At first, the champ’s emotional investment seems considerably smaller. A year ago, he was working full-time at the Caraustar warehouse in Tacoma, cutting paperboard into triangles that protect LCD TVs and subbing for the forklift driver. He says he trained MMA 15 hours a week—a trainer at the AMC Pankration gym in Kirkland said it was more like eight. It was only a title fight against UFC Bantamweight Champion Dominick Cruz that convinced him to
take AMC guru Matt Hume’s advice to become a full-time fighter.
But it’s not at all that he doesn’t care. He launches into an analogy comparing the reaction to his fight to the release of Resident Evil 6. The game, he said, was bashed by reviewers, when really it just catered to a different fan base—one that included Demetrious, who thought the game was the shit.
“You can’t make everybody happy,” he says. “You look at Jon Jones, and he’s one of the people out there that’s finished every single person, and he still gets booed. I’m not stupid. Benavidez, yes, he has a lot of power, and he hits hard. But at the same time, he doesn’t move his feet very well. For me, I like to be more elusive, a guy who can get off a couple of good shots. It comes down to what the fans want to see, and obviously, they don’t want to see me move around looking good, I guess.”
Looking good and being marketable can be two different things. There are fighters in the UFC’s stable that are experts at avoiding damage. Two of most famous examples are Lyoto Machida and Cruz, who beat Demetrious in October 2011. Both have been called box-office poison, despite an obvious technical mastery inside the Octagon. Recently, Machida has finished two of his opponents (Randy Couture and Ryan Bader) in devastating fashion, and that’s largely attributed to his comfort inside the Octagon. Cruz, well, let’s just say that fans aren’t clamoring to see him return from an ACL injury.
Will Johnson get the same leeway as Machida? It’s hard to tell. His fight with Benavidez wasn’t the first time he was booed. His upcoming title defense against John Dodson is expected to be the most frenetic fight yet in the division. That may produce another boo-fest and another tirade from White, who says real fight fans appreciate technique—and Demetrious has technique for days.
There’s also already a well-trodden theory that no one cares about the littlest guys, no matter how well they fight.
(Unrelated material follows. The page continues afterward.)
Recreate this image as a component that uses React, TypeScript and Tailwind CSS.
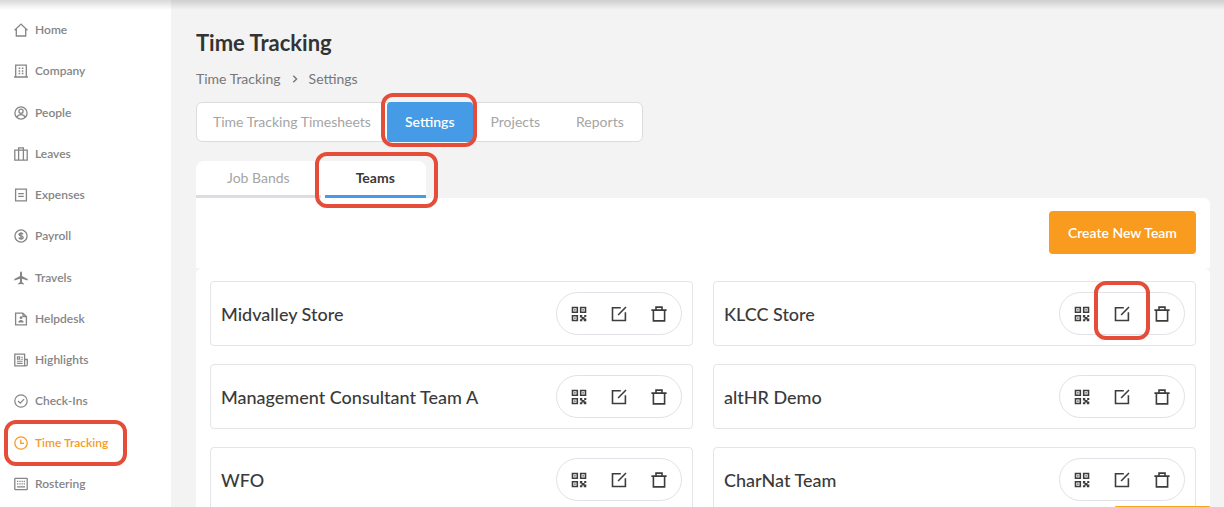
import type { ReactNode } from "react";

function NavIcon({ children }: { children: ReactNode }) {
  return (
    <svg viewBox="0 0 14 14" className="size-3.5 shrink-0" fill="none" stroke="currentColor" strokeWidth="1.3" aria-hidden="true">
      {children}
    </svg>
  );
}

const navItems: { label: string; icon: ReactNode }[] = [
  { label: "Home", icon: <path d="M.6 7.2 7 1.1l6.4 6.1M2.3 5.8v7.2h9.4V5.8" /> },
  {
    label: "Company",
    icon: (
      <>
        <path d="M1.7 13V1.2h10.6V13M0 13h14" />
        <path d="M4.6 4.2h1.6M7.8 4.2h1.6M4.6 6.9h1.6M7.8 6.9h1.6M4.6 9.6h1.6M7.8 9.6h1.6" strokeWidth="1.5" />
      </>
    ),
  },
  {
    label: "People",
    icon: (
      <>
        <circle cx="7" cy="7" r="6.1" />
        <circle cx="7" cy="5.2" r="2.1" />
        <path d="M2.9 11.3c.7-1.7 2.2-2.6 4.1-2.6s3.4.9 4.1 2.6" />
      </>
    ),
  },
  {
    label: "Leaves",
    icon: <path d="M.8 3.2h12.4v9.9H.8zM4.6 13V.9h4.8V13" />,
  },
  { label: "Expenses", icon: <path d="M1.6 1.1h10.8v11.8H1.6zM4.2 5.7h5.6M4.2 8.3h5.6" /> },
  {
    label: "Payroll",
    icon: (
      <>
        <circle cx="7" cy="7" r="6.1" />
        <path d="M9 5.2c-.3-.6-1-.9-2-.9-1.2 0-2 .5-2 1.3C5 7.5 9.1 6.3 9.1 8.4c0 .8-.9 1.3-2.1 1.3-1.1 0-1.9-.4-2.2-1.1M7 3.2v7.6" strokeWidth="1.4" />
      </>
    ),
  },
  {
    label: "Travels",
    icon: (
      <path
        d="M7 .5c.6 0 1 .7 1 1.6v3l5.7 3v1.3L8 7.8v3.3l1.8 1.3v1L7 12.9l-2.8.5v-1L6 11.1V7.8L.3 9.4V8.1l5.7-3v-3C6 1.2 6.4.5 7 .5z"
        fill="currentColor"
        stroke="none"
      />
    ),
  },
  {
    label: "Helpdesk",
    icon: (
      <>
        <path d="M8.8 1.1H1.6v11.8h10.8V4.6zM9 1v3.5h3.4" />
        <circle cx="7" cy="5.7" r="1.4" fill="currentColor" stroke="none" />
        <path d="M4.3 10.5c0-1.7 1.2-2.6 2.7-2.6s2.7.9 2.7 2.6z" fill="currentColor" stroke="none" />
      </>
    ),
  },
  {
    label: "Highlights",
    icon: (
      <>
        <path d="M10.6 12.8H.8V1.2h9.8zM10.6 6.5h2.7v4.7c0 1-.6 1.6-1.4 1.6h-1.3" />
        <path d="M3.4 3.9h2.3v2.2H3.4zM7.2 4.2h1.7M7.2 6.3h1.7M2.9 8.3h5.7M2.9 10.4h5.7" strokeWidth="1.1" />
      </>
    ),
  },
  {
    label: "Check-Ins",
    icon: (
      <>
        <circle cx="7" cy="7" r="6.2" strokeWidth="1.2" />
        <path d="m4.1 7 2.1 2.1 3.9-4" />
      </>
    ),
  },
  {
    label: "Time Tracking",
    icon: (
      <>
        <circle cx="7" cy="7" r="6.2" />
        <path d="M6.8 3.5v3.9h3.2" />
      </>
    ),
  },
  {
    label: "Rostering",
    icon: (
      <>
        <rect x=".8" y="1.4" width="12.4" height="11.2" rx=".6" />
        <path d="M3 4.4h1.3M5.3 4.4h1.3M7.5 4.4h1.3M9.7 4.4H11M3 6.9h1.3M5.3 6.9h1.3M7.5 6.9h1.3M9.7 6.9H11M3 9.9h8" />
      </>
    ),
  },
];

const teams = ["Midvalley Store", "KLCC Store", "Management Consultant Team A", "altHR Demo", "WFO", "CharNat Team"];

function QrIcon() {
  return (
    <svg viewBox="0 0 16 16" className="size-4" fill="none" stroke="currentColor" strokeWidth="1.6" aria-hidden="true">
      <path d="M1.5 1.5h4.8v4.8H1.5zM9.7 1.5h4.8v4.8H9.7zM1.5 9.7h4.8v4.8H1.5z" />
      <path
        d="M3.2 3.2h1.4v1.4H3.2zM11.4 3.2h1.4v1.4h-1.4zM3.2 11.4h1.4v1.4H3.2zM8.9 8.9h2.4v2.1h1.9V8.9h2.1v2.2h-1.7v1.5h1.7v2.7h-2.5v-1.8h-1.5v1.8H8.9v-2.1h1.6v-1.7H8.9z"
        fill="currentColor"
        stroke="none"
      />
    </svg>
  );
}

function EditIcon() {
  return (
    <svg viewBox="0 0 16 16" className="size-4" fill="none" stroke="currentColor" strokeWidth="1.6" aria-hidden="true">
      <path d="M9.8 1.7H1.5v12.8h12.9V6.2M7.1 9l7.9-8" />
    </svg>
  );
}

function TrashIcon() {
  return (
    <svg viewBox="0 0 16 16" className="size-4" fill="none" stroke="currentColor" strokeWidth="1.6" aria-hidden="true">
      <path d="M.4 4.1h15.2M2.4 4.1v10.8h11.2V4.1M5 4V1.1h6V4" />
    </svg>
  );
}

function Highlight({ className }: { className: string }) {
  return <span aria-hidden="true" className={`pointer-events-none absolute z-10 rounded-xl border-4 border-[#e34d39] ${className}`} />;
}

function TeamCard({ name, marked }: { name: string; marked: boolean }) {
  return (
    <li className="flex h-[65px] items-center justify-between rounded border border-[#e4e4e9] px-2.5">
      <h2 className="text-lg font-medium text-[#3a3a3a]">{name}</h2>
      <div className="flex h-[43px] items-center gap-6 rounded-full border border-[#e1e1e8] px-3.5 text-[#3d3d3d]">
        <button type="button" aria-label={`QR code for ${name}`}>
          <QrIcon />
        </button>
        <button type="button" aria-label={`Edit ${name}`} className="relative">
          <EditIcon />
          {marked && <Highlight className="-inset-x-5 -top-[25px] -bottom-[18px]" />}
        </button>
        <button type="button" aria-label={`Delete ${name}`}>
          <TrashIcon />
        </button>
      </div>
    </li>
  );
}

export default function App() {
  return (
    <div className="relative flex h-screen overflow-hidden bg-[#f3f3f3] font-['Lato',sans-serif]">
      <div className="absolute inset-x-0 top-0 z-20 h-2.5 bg-linear-to-b from-black/15 to-transparent" />

      <nav className="w-[171px] shrink-0 bg-white pt-5 pb-[13px] pl-3.5">
        <ul className="flex h-full flex-col justify-between">
          {navItems.map(({ label, icon }) => {
            const active = label === "Time Tracking";
            return (
              <li key={label} className="flex">
                <a
                  href="#"
                  aria-current={active ? "page" : undefined}
                  className={`relative flex h-5 items-center gap-[7px] text-xs font-semibold ${active ? "text-[#f79b1e]" : "text-[#858585]"}`}
                >
                  <NavIcon>{icon}</NavIcon>
                  {label}
                  {active && <Highlight className="-inset-y-[13px] -right-[19px] -left-2.5" />}
                </a>
              </li>
            );
          })}
        </ul>
      </nav>

      <main className="min-w-0 grow pt-7 pr-3.5 pl-[25px]">
        <h1 className="text-[22px] leading-[30px] font-bold text-[#333]">Time Tracking</h1>

        <div className="mt-[11px] flex h-5 items-center gap-2.5 text-sm text-[#777]">
          <a href="#">Time Tracking</a>
          <svg viewBox="0 0 8 8" className="size-2" fill="none" stroke="currentColor" strokeWidth="1.4" aria-hidden="true">
            <path d="m2.3.7 3.3 3.3-3.3 3.3" />
          </svg>
          <span>Settings</span>
        </div>

        <div className="mt-[13px] flex">
          <div className="flex h-10 items-center rounded-md border border-[#dcdcdc] bg-white text-sm text-[#a5a5a5]">
            <button type="button" className="px-4">Time Tracking Timesheets</button>
            <button type="button" className="relative h-10 rounded bg-[#459be6] px-[18px] font-semibold text-white">
              Settings
              <Highlight className="-top-[9px] -right-1 -bottom-[5px] -left-1.5" />
            </button>
            <button type="button" className="px-[18px]">Projects</button>
            <button type="button" className="px-[18px]">Reports</button>
          </div>
        </div>

        <div className="mt-[19px] flex text-sm" role="tablist">
          <button type="button" role="tab" aria-selected="false" className="h-[37px] rounded-tl-lg border-b-3 border-[#dcdce2] bg-white px-[31px] text-[#a5a5a5]">
            Job Bands
          </button>
          <div className="w-1 bg-white" />
          <button type="button" role="tab" aria-selected="true" className="relative h-[37px] rounded-tr-lg border-b-3 border-[#459be6] bg-white px-[31px] font-bold text-[#3a3a3a]">
            Teams
            <Highlight className="-top-[9px] -right-3 -bottom-[13px] -left-2.5" />
          </button>
        </div>

        <div className="flex justify-end rounded-tr-md bg-white px-3.5 pt-[13px] pb-3.5">
          <button type="button" className="h-[43px] rounded bg-[#f89b1e] px-[19px] text-sm font-semibold text-white">
            Create New Team
          </button>
        </div>

        <ul className="grid grid-cols-2 gap-x-5 gap-y-[18px] rounded-t-md bg-white px-3.5 pt-[13px] pb-8">
          {teams.map((name) => (
            <TeamCard key={name} name={name} marked={name === "KLCC Store"} />
          ))}
        </ul>
      </main>

      <div className="absolute right-3.5 bottom-0 h-px w-[95px] rounded-t-sm bg-[#f9a51a]" />
    </div>
  );
}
Johnson, of course, doesn’t buy into this, at least publicly. He wants fans to love him for the way he fights and because he isn’t marketable in the cheap way of talking trash and being controversial. Nevertheless, it’s sometimes easy to imagine his old warehouse supervisor jumping out from behind his desk, putting him back to work, and finding no resistance from “Mighty Mouse.” Sure enough, despite the success he’s had in the WEC and UFC, beating bigger fighters and winning a title fight that he was expected to lose, he admits he misses the stability of a bimonthly paycheck. After the loss to Cruz, he even made post-career plans to work at Costco.
“You go in, you slide your time card, clock your hours, get your benefits, and put money in your 401k,” he says. “I can go there and they have to pay me. They can’t argue. I’m like, ‘Dude, look at my fucking time card. There’s 40 hours on there. You pay me $10.76 an hour. It’s supposed to be $476 on this check—pay me my fucking money.’ You get in a fight, you get paid your show bonus. But I’m only going to pay you an extra X amount of money if you win. Floyd Mayweather, he’s the champion. He’s 47-0, he makes millions of dollars. He will never have to work again in his life if he’s smart with his money. Me, there’s possibly a chance that I could go back to work, and it’s not because I’m stupid with my money. If I go out in my next few fights and lose, and then lose again, I could be out of the UFC. Right now, I’m the best fighter in the world at 125 pounds. Do I believe in that? Yeah, I do. But at the same time, you have to have humbleness in yourself. I could be one of these servers.”
The sun shifts on the patio,and Demetrious is ready to clock out for the day, but he says he could strap on his gloves and fight this weekend if he wanted to. This is what happens when your opponent takes most of the damage and you weave out of the way, a matador giving a bull the red. However, he’s had some hard days on the job. There was the time at UFC 130 when he felt a crunch after Miguel Torres checked a kick, and he had to fight two rounds on a broken fibula. There was the hernia he suffered in the rematch with McCall. But other than a sore knuckle from hitting Benavidez, he’s ready to clock in.
Now, if only he could find a timecard. If there was any complaint he had about being champ, it’s that his responsibilities aren’t clearly defined. He has to train hard, eat well, and fight. That, he was already doing. The intangibles of his job—the PR, pleasing the fans, making himself interesting—are things he isn’t quite used to. But he’s getting there. As a full-time fighter with 40 hours a week to kill in the gym, Johnson is only getting better. He could obliterate Dodson, and people might start to appreciate the way he fights. If not, he’ll continue to train, play video games, and hang with Destiny.
“I’m still maturing as a fighter and an athlete, and I think in time, that’s going to come,” he says. “It’s not that I’m scared to sit in the pocket. Your risk to get knocked out is higher when you do that, especially with a guy who’s a good puncher. If fans don’t like the answer that I just gave, well, when your ass is on the line and you’ve got to make sure the mortgage gets paid, then you can tell me different.”